RECORDED INFORMATION

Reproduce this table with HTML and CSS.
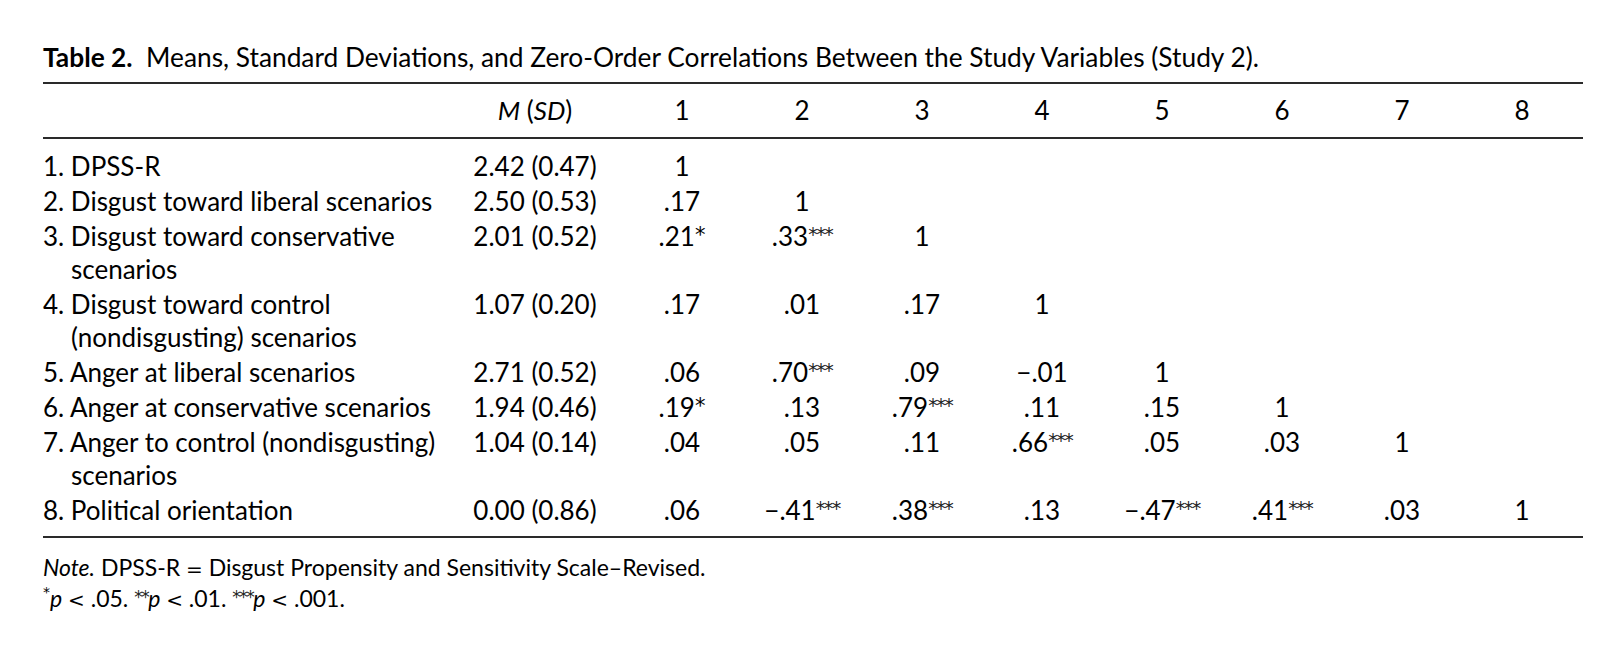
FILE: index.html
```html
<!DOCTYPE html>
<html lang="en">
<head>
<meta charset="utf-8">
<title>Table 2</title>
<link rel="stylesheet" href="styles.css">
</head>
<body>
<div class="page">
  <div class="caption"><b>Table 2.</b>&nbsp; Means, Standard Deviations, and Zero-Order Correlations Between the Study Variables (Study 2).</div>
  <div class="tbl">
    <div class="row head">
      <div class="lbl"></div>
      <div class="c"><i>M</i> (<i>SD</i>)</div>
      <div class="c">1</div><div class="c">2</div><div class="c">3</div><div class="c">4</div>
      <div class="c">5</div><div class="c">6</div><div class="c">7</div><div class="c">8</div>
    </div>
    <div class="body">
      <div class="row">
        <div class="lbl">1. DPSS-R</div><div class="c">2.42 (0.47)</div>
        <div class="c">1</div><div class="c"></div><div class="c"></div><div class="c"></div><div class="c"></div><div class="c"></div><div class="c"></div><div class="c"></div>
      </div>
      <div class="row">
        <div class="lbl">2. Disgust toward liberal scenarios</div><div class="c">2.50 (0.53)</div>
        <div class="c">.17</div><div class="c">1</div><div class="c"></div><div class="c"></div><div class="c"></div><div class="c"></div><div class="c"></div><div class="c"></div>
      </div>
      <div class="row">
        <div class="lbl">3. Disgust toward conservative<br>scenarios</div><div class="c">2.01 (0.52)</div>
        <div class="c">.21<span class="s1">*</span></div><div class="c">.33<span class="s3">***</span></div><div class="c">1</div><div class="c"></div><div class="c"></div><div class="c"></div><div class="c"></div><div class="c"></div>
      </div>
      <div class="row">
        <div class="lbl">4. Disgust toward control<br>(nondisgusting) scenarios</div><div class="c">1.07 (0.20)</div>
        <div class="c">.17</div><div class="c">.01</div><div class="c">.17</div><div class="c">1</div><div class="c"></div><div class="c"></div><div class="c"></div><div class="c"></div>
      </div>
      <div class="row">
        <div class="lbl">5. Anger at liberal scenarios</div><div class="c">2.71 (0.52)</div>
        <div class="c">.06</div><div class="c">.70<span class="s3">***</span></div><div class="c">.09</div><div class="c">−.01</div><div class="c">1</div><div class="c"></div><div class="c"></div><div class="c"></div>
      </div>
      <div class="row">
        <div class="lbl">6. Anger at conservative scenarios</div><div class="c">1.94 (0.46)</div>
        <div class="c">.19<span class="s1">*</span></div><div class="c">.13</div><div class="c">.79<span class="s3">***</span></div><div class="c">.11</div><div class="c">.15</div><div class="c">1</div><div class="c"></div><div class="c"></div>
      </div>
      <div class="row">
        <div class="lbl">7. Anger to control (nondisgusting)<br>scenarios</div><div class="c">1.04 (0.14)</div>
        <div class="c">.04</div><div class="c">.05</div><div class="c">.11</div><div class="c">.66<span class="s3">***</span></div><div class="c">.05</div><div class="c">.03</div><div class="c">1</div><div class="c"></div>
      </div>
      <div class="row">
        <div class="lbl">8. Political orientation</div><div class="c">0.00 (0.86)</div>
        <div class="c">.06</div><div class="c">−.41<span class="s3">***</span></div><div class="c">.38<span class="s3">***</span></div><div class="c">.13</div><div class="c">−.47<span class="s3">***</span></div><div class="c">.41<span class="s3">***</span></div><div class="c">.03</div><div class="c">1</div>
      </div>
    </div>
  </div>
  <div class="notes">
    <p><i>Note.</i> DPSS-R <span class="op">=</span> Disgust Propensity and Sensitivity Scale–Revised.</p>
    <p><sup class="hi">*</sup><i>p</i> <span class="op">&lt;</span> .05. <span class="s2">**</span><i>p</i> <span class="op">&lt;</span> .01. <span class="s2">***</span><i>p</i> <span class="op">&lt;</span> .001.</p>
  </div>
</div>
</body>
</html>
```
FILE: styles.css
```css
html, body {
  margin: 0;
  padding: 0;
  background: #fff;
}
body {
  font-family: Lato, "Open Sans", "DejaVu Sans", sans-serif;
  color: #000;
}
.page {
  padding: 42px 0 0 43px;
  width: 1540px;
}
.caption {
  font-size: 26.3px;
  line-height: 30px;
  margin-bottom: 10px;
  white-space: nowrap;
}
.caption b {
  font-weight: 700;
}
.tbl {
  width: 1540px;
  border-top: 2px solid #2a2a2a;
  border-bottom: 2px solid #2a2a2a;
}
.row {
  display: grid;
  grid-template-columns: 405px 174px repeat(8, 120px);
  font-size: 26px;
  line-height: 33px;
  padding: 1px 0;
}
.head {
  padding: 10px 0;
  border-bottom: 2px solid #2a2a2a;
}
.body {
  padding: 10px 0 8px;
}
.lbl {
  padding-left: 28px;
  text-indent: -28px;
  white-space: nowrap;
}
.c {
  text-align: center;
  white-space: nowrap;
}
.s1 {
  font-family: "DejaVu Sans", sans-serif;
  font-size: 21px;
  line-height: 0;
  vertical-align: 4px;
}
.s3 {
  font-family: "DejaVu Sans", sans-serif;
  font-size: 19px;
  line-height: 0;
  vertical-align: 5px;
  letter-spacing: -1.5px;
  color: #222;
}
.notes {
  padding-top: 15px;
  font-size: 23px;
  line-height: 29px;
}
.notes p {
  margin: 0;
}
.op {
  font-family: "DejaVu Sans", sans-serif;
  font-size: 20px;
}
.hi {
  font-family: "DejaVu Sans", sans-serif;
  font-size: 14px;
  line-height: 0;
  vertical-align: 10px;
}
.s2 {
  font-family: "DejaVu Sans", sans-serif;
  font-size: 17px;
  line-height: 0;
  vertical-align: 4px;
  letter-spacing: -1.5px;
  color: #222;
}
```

WRITTEN PROBLEM
Using the data above, write out every line exactly, leaving the images behind.

CORRECT RESPONSE
Reproduce this table with HTML and CSS.
FILE: index.html
```html
<!DOCTYPE html>
<html lang="en">
<head>
<meta charset="utf-8">
<title>Table 2</title>
<link rel="stylesheet" href="styles.css">
</head>
<body>
<div class="page">
  <div class="caption"><b>Table 2.</b>&nbsp; Means, Standard Deviations, and Zero-Order Correlations Between the Study Variables (Study 2).</div>
  <div class="tbl">
    <div class="row head">
      <div class="lbl"></div>
      <div class="c"><i>M</i> (<i>SD</i>)</div>
      <div class="c">1</div><div class="c">2</div><div class="c">3</div><div class="c">4</div>
      <div class="c">5</div><div class="c">6</div><div class="c">7</div><div class="c">8</div>
    </div>
    <div class="body">
      <div class="row">
        <div class="lbl">1. DPSS-R</div><div class="c">2.42 (0.47)</div>
        <div class="c">1</div><div class="c"></div><div class="c"></div><div class="c"></div><div class="c"></div><div class="c"></div><div class="c"></div><div class="c"></div>
      </div>
      <div class="row">
        <div class="lbl">2. Disgust toward liberal scenarios</div><div class="c">2.50 (0.53)</div>
        <div class="c">.17</div><div class="c">1</div><div class="c"></div><div class="c"></div><div class="c"></div><div class="c"></div><div class="c"></div><div class="c"></div>
      </div>
      <div class="row">
        <div class="lbl">3. Disgust toward conservative<br>scenarios</div><div class="c">2.01 (0.52)</div>
        <div class="c">.21<span class="s1">*</span></div><div class="c">.33<span class="s3">***</span></div><div class="c">1</div><div class="c"></div><div class="c"></div><div class="c"></div><div class="c"></div><div class="c"></div>
      </div>
      <div class="row">
        <div class="lbl">4. Disgust toward control<br>(nondisgusting) scenarios</div><div class="c">1.07 (0.20)</div>
        <div class="c">.17</div><div class="c">.01</div><div class="c">.17</div><div class="c">1</div><div class="c"></div><div class="c"></div><div class="c"></div><div class="c"></div>
      </div>
      <div class="row">
        <div class="lbl">5. Anger at liberal scenarios</div><div class="c">2.71 (0.52)</div>
        <div class="c">.06</div><div class="c">.70<span class="s3">***</span></div><div class="c">.09</div><div class="c">−.01</div><div class="c">1</div><div class="c"></div><div class="c"></div><div class="c"></div>
      </div>
      <div class="row">
        <div class="lbl">6. Anger at conservative scenarios</div><div class="c">1.94 (0.46)</div>
        <div class="c">.19<span class="s1">*</span></div><div class="c">.13</div><div class="c">.79<span class="s3">***</span></div><div class="c">.11</div><div class="c">.15</div><div class="c">1</div><div class="c"></div><div class="c"></div>
      </div>
      <div class="row">
        <div class="lbl">7. Anger to control (nondisgusting)<br>scenarios</div><div class="c">1.04 (0.14)</div>
        <div class="c">.04</div><div class="c">.05</div><div class="c">.11</div><div class="c">.66<span class="s3">***</span></div><div class="c">.05</div><div class="c">.03</div><div class="c">1</div><div class="c"></div>
      </div>
      <div class="row">
        <div class="lbl">8. Political orientation</div><div class="c">0.00 (0.86)</div>
        <div class="c">.06</div><div class="c">−.41<span class="s3">***</span></div><div class="c">.38<span class="s3">***</span></div><div class="c">.13</div><div class="c">−.47<span class="s3">***</span></div><div class="c">.41<span class="s3">***</span></div><div class="c">.03</div><div class="c">1</div>
      </div>
    </div>
  </div>
  <div class="notes">
    <p><i>Note.</i> DPSS-R <span class="op">=</span> Disgust Propensity and Sensitivity Scale–Revised.</p>
    <p><sup class="hi">*</sup><i>p</i> <span class="op">&lt;</span> .05. <span class="s2">**</span><i>p</i> <span class="op">&lt;</span> .01. <span class="s2">***</span><i>p</i> <span class="op">&lt;</span> .001.</p>
  </div>
</div>
</body>
</html>
```
FILE: styles.css
```css
html, body {
  margin: 0;
  padding: 0;
  background: #fff;
}
body {
  font-family: Lato, "Open Sans", "DejaVu Sans", sans-serif;
  color: #000;
}
.page {
  padding: 42px 0 0 43px;
  width: 1540px;
}
.caption {
  font-size: 26.3px;
  line-height: 30px;
  margin-bottom: 10px;
  white-space: nowrap;
}
.caption b {
  font-weight: 700;
}
.tbl {
  width: 1540px;
  border-top: 2px solid #2a2a2a;
  border-bottom: 2px solid #2a2a2a;
}
.row {
  display: grid;
  grid-template-columns: 405px 174px repeat(8, 120px);
  font-size: 26px;
  line-height: 33px;
  padding: 1px 0;
}
.head {
  padding: 10px 0;
  border-bottom: 2px solid #2a2a2a;
}
.body {
  padding: 10px 0 8px;
}
.lbl {
  padding-left: 28px;
  text-indent: -28px;
  white-space: nowrap;
}
.c {
  text-align: center;
  white-space: nowrap;
}
.s1 {
  font-family: "DejaVu Sans", sans-serif;
  font-size: 21px;
  line-height: 0;
  vertical-align: 4px;
}
.s3 {
  font-family: "DejaVu Sans", sans-serif;
  font-size: 19px;
  line-height: 0;
  vertical-align: 5px;
  letter-spacing: -1.5px;
  color: #222;
}
.notes {
  padding-top: 15px;
  font-size: 23px;
  line-height: 29px;
}
.notes p {
  margin: 0;
}
.op {
  font-family: "DejaVu Sans", sans-serif;
  font-size: 20px;
}
.hi {
  font-family: "DejaVu Sans", sans-serif;
  font-size: 14px;
  line-height: 0;
  vertical-align: 10px;
}
.s2 {
  font-family: "DejaVu Sans", sans-serif;
  font-size: 17px;
  line-height: 0;
  vertical-align: 4px;
  letter-spacing: -1.5px;
  color: #222;
}
```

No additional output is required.